We were in rodeos. Bucking horses, jackpot roping, ribbon roping, and all of that. They had’em up there at Hatchechubbee. There was one out on the Columbus highway, and there was one right up above my house, out there in that field, They’d charge people to come in and watch ’em. You got to charge or you won’t have any prize money. Nowadays you got to have insurance on yourself and insurance on your horse or they won’t let you enter. Back there then, we’d just do it for the hell of it – and for the prize money.

Jackpot roping – I won the jackpot one time but I never was lucky enough to win that again. But that ribbon roping, and that calf roping, and heeling? I’d win that all the time. You know, you got just so many seconds to tie your calf up. When you get on your horse, you gon’ back him up in that chute and you put your line right there between your teeth. Then when you nod your head that gate comes open and that calf shoots out. Well, your horse is standing there looking. When he sees that calf run, he wants to take off and run with him. But you got to let the calf get a start before you can rope him. If your horse passes the calf, you can’t rope him. You have to wait and then go. It’s real dangerous. My mama used to fuss at me all the time. She’d say, “You’re crazy.” I’d say, “Well, I’ll just have to be crazy then.”

There’d be people there from all over – from Texas and everywhere. They’d come in there by the trailer-loads. Be there all night and all the next day. But there never was over four black people doing that. I’ve got a buddy out there at Society Hill right now who was one of ’em. We’d be ’bout the only ones. Now they got a heap of black men on it. But back there then we was the only ones. That’s where your money was at – in the rodeo business. But I never did ride those bulls. Un-uh! No sir. Horses, yea! Bucking horses. I’d get on him. But that bull? No sir-ree! Un-uh. Naw. Never did get on them bulls. A bull like to kilt me once. I was through with bulls from then on. I fell out with bulls.

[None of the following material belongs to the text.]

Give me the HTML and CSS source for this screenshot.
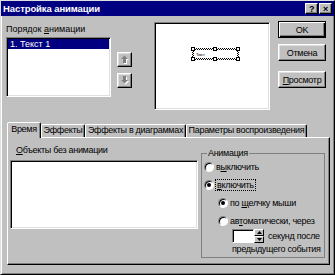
FILE: index.html
```html
<!DOCTYPE html>
<html lang="ru">
<head>
    <meta charset="UTF-8">
    <meta name="viewport" content="width=device-width, initial-scale=1.0">
    <title>Настройка анимации</title>
    <link rel="stylesheet" href="styles.css">
</head>
<body>
    <div class="dialog">
        <div class="titlebar">
            <span class="title">Настройка анимации</span>
            <div class="caption-buttons">
                <button class="cap-btn">?</button>
                <button class="cap-btn">&#215;</button>
            </div>
        </div>

        <div class="top">
            <div class="order">
                <div class="label">Порядок <u>а</u>нимации</div>
                <div class="listbox order-list">
                    <div class="item selected">1. Текст 1</div>
                </div>
            </div>

            <div class="move-btns">
                <button class="btn icon-btn">
                    <svg width="9" height="9" viewBox="0 0 9 9">
                        <path d="M5.5 1.5 L9 5 L7 5 L7 9 L4 9 L4 5 L2 5 Z" fill="#fff"/>
                        <path d="M4.5 0.5 L8 4 L6 4 L6 8 L3 8 L3 4 L1 4 Z" fill="#808080"/>
                    </svg>
                </button>
                <button class="btn icon-btn">
                    <svg width="9" height="9" viewBox="0 0 9 9">
                        <path d="M5.5 8.5 L9 5 L7 5 L7 1 L4 1 L4 5 L2 5 Z" fill="#fff"/>
                        <path d="M4.5 7.5 L8 4 L6 4 L6 0 L3 0 L3 4 L1 4 Z" fill="#808080"/>
                    </svg>
                </button>
            </div>

            <div class="preview">
                <svg width="112" height="84" viewBox="0 0 112 84">
                    <defs>
                        <pattern id="hatch" width="2" height="2" patternUnits="userSpaceOnUse">
                            <rect width="1" height="1" fill="#000"/>
                            <rect x="1" y="1" width="1" height="1" fill="#000"/>
                        </pattern>
                    </defs>
                    <rect x="37" y="25" width="45" height="10" fill="none" stroke="url(#hatch)" stroke-width="2"/>
                    <text x="40" y="32" font-size="4" font-family="Liberation Sans, sans-serif">Текст</text>
                    <g fill="#fff" stroke="#000" stroke-width="1">
                        <rect x="35.5" y="23.5" width="3" height="3"/>
                        <rect x="57.5" y="23.5" width="3" height="3"/>
                        <rect x="80.5" y="23.5" width="3" height="3"/>
                        <rect x="35.5" y="33.5" width="3" height="3"/>
                        <rect x="57.5" y="33.5" width="3" height="3"/>
                        <rect x="80.5" y="33.5" width="3" height="3"/>
                    </g>
                </svg>
            </div>

            <div class="actions">
                <button class="btn default">OK</button>
                <button class="btn cancel">Отмена</button>
                <button class="btn show"><u>П</u>росмотр</button>
            </div>
        </div>

        <div class="tabs">
            <div class="tab active tab-time">Время</div>
            <div class="tab tab-effects">Эффекты</div>
            <div class="tab tab-charts">Эффекты в диаграммах</div>
            <div class="tab tab-play">Параметры воспроизведения</div>
        </div>

        <div class="panel">
            <div class="objects">
                <div class="label"><u>О</u>бъекты без анимации</div>
                <div class="listbox objects-list"></div>
            </div>

            <fieldset class="group">
                <legend>Анимация</legend>
                <div class="radio-row first">
                    <span class="radio"></span>
                    <span>в<u>ы</u>ключить</span>
                </div>
                <div class="radio-row">
                    <span class="radio checked"></span>
                    <span class="focus"><u>в</u>ключить</span>
                </div>
                <div class="radio-row sub">
                    <span class="radio checked"></span>
                    <span>по <u>щ</u>елчку мыши</span>
                </div>
                <div class="radio-row sub">
                    <span class="radio"></span>
                    <span>ав<u>т</u>оматически, через</span>
                </div>
                <div class="spin-row">
                    <div class="spin">
                        <div class="spin-field"></div>
                        <div class="spin-btns">
                            <span class="spin-btn"><svg width="5" height="3" viewBox="0 0 5 3"><path d="M2.5 0 L5 3 L0 3 Z" fill="#000"/></svg></span>
                            <span class="spin-btn"><svg width="5" height="3" viewBox="0 0 5 3"><path d="M0 0 L5 0 L2.5 3 Z" fill="#000"/></svg></span>
                        </div>
                    </div>
                    <span class="spin-text">секунд после</span>
                </div>
                <div class="after-line">предыдущего события</div>
            </fieldset>
        </div>
    </div>
</body>
</html>
```

FILE: styles.css
```css
* {
    margin: 0;
    padding: 0;
    box-sizing: border-box;
}

body {
    font-family: "Liberation Sans", Arial, sans-serif;
    font-size: 9px;
    letter-spacing: -0.3px;
    background: #c0c0c0;
    color: #000;
    white-space: nowrap;
}

button {
    font: inherit;
    color: inherit;
    letter-spacing: inherit;
}

.dialog {
    width: 335px;
    height: 275px;
    background: #c0c0c0;
    border: 1px solid;
    border-color: #dfdfdf #000 #000 #dfdfdf;
    box-shadow: inset 1px 1px #fff, inset -1px -1px #808080;
}

/* title bar */
.titlebar {
    height: 15px;
    background: #000080;
    color: #fff;
    display: flex;
    align-items: center;
    justify-content: space-between;
    padding: 0 2px;
}

.title {
    font-weight: bold;
    font-size: 9.5px;
    letter-spacing: -0.1px;
}

.caption-buttons {
    display: flex;
    gap: 1px;
}

.cap-btn {
    width: 13px;
    height: 11px;
    background: #c0c0c0;
    color: #000;
    font-weight: bold;
    font-size: 9px;
    line-height: 8px;
    border: 1px solid;
    border-color: #fff #000 #000 #fff;
    box-shadow: inset -1px -1px #808080;
}

/* 3d controls */
.btn {
    background: #c0c0c0;
    border: 1px solid;
    border-color: #fff #000 #000 #fff;
    box-shadow: inset -1px -1px #808080, inset 1px 1px #dfdfdf;
}

.btn.default {
    border-color: #000;
    box-shadow: inset 1px 1px #fff, inset -1px -1px #000, inset -2px -2px #808080;
}

.listbox {
    background: #fff;
    border: 1px solid;
    border-color: #808080 #fff #fff #808080;
    box-shadow: inset 1px 1px #000, inset -1px -1px #dfdfdf;
    padding: 1px;
}

.label {
    line-height: 12px;
}

/* top area */
.top {
    display: flex;
    align-items: flex-start;
    height: 94px;
}

.order {
    margin: 7px 0 0 5px;
}

.order .label {
    letter-spacing: 0;
}

.order-list {
    width: 105px;
    height: 60px;
    margin-top: 2px;
}

.item {
    height: 10px;
    line-height: 10px;
    padding-left: 2px;
    letter-spacing: 0;
}

.item.selected {
    background: #000080;
    color: #fff;
}

.move-btns {
    display: flex;
    flex-direction: column;
    gap: 6px;
    margin: 36px 0 0 6px;
}

.icon-btn {
    width: 15px;
    height: 15px;
    display: flex;
    align-items: center;
    justify-content: center;
}

.preview {
    width: 116px;
    height: 88px;
    margin: 6px 0 0 22px;
    background: #fff;
    border: 1px solid;
    border-color: #808080 #fff #fff #808080;
    box-shadow: inset 1px 1px #000, inset -1px -1px #dfdfdf;
    padding: 1px;
}

.preview svg {
    display: block;
}

.actions {
    display: flex;
    flex-direction: column;
    width: 48px;
    margin: 5px 0 0 8px;
}

.actions .btn {
    height: 17px;
}

.actions .cancel {
    margin-top: 6px;
}

.actions .show {
    margin-top: 10px;
}

/* tabs */
.tabs {
    display: flex;
    align-items: flex-end;
    height: 15px;
    margin: 12px 0 0 6px;
}

.tab {
    flex-shrink: 0;
    height: 13px;
    line-height: 11px;
    text-align: center;
    border: 1px solid;
    border-bottom: none;
    border-color: #fff #000 transparent #fff;
    border-radius: 2px 2px 0 0;
    box-shadow: inset -1px 0 #808080;
}

.tab.active {
    height: 16px;
    line-height: 12px;
    margin-bottom: -1px;
    position: relative;
    z-index: 1;
    background: #c0c0c0;
}

.tab-time {
    width: 34px;
}

.tab-effects {
    width: 44px;
}

.tab-charts {
    width: 101px;
}

.tab-play {
    width: 121px;
}

.panel {
    width: 323px;
    height: 128px;
    margin-left: 6px;
    display: flex;
    align-items: flex-start;
    border: 1px solid;
    border-color: #fff #000 #000 #fff;
    box-shadow: inset -1px -1px #808080;
}

.objects {
    margin: 6px 0 0 2px;
}

.objects .label {
    padding-left: 6px;
}

.objects-list {
    width: 188px;
    height: 69px;
    margin-top: 4px;
}

/* group box */
.group {
    width: 124px;
    height: 111px;
    margin: 9px 0 0 3px;
    border: 1px solid #808080;
    padding: 0 0 0 2px;
}

.group legend {
    line-height: 12px;
    padding: 0 1px;
    margin-left: 3px;
}

.radio-row {
    display: flex;
    align-items: center;
    gap: 2px;
    height: 12px;
    margin-top: 6px;
}

.radio-row.first {
    margin-top: 2px;
}

.radio-row.sub {
    margin-left: 14px;
}

.radio {
    flex-shrink: 0;
    width: 10px;
    height: 10px;
    border-radius: 50%;
    background: #fff;
    border: 1px solid;
    border-color: #808080 #fff #fff #808080;
    box-shadow: inset 1px 1px #000;
    display: flex;
    align-items: center;
    justify-content: center;
}

.radio.checked::after {
    content: "";
    width: 4px;
    height: 4px;
    border-radius: 50%;
    background: #000;
}

.focus {
    outline: 1px dotted #000;
    outline-offset: 0;
    padding: 0 1px;
}

.spin-row {
    display: flex;
    align-items: center;
    margin: 2px 0 0 28px;
}

.spin {
    display: flex;
    flex-shrink: 0;
    width: 32px;
    height: 14px;
}

.spin-field {
    width: 22px;
    height: 14px;
    background: #fff;
    border: 1px solid;
    border-color: #808080 #fff #fff #808080;
    box-shadow: inset 1px 1px #000;
}

.spin-btns {
    display: flex;
    flex-direction: column;
    width: 10px;
}

.spin-btn {
    height: 7px;
    display: flex;
    align-items: center;
    justify-content: center;
    background: #c0c0c0;
    border: 1px solid;
    border-color: #fff #000 #000 #fff;
}

.spin-btn svg {
    display: block;
}

.spin-text {
    margin-left: 4px;
}

.after-line {
    line-height: 12px;
    margin-left: 28px;
}
```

Back then they’d have foxhunts. How many people out there now have foxhunts? You don’t never see nobody out there now with a pen full of foxhounds. They’d turn’um loose out there and it’d take me two months to get all them dogs caught and put back up again. That’s how many they had. And they’d hunt anywhere they wanted to. Didn’t nobody care back then. There wasn’t hardly no wire fences, and if there was one that didn’t stop us. We’d ride up close to the fence to let the horse measure it. Then we’d turn that horse around about twenty yards back and come on it hard. Either he went over the wire fence or you did. At least one of you was going over! I tell my grandchildren now when they say they want a horse, I say you won’t never do what I done! Children coming up now sure have the good times, compared to what it used to be.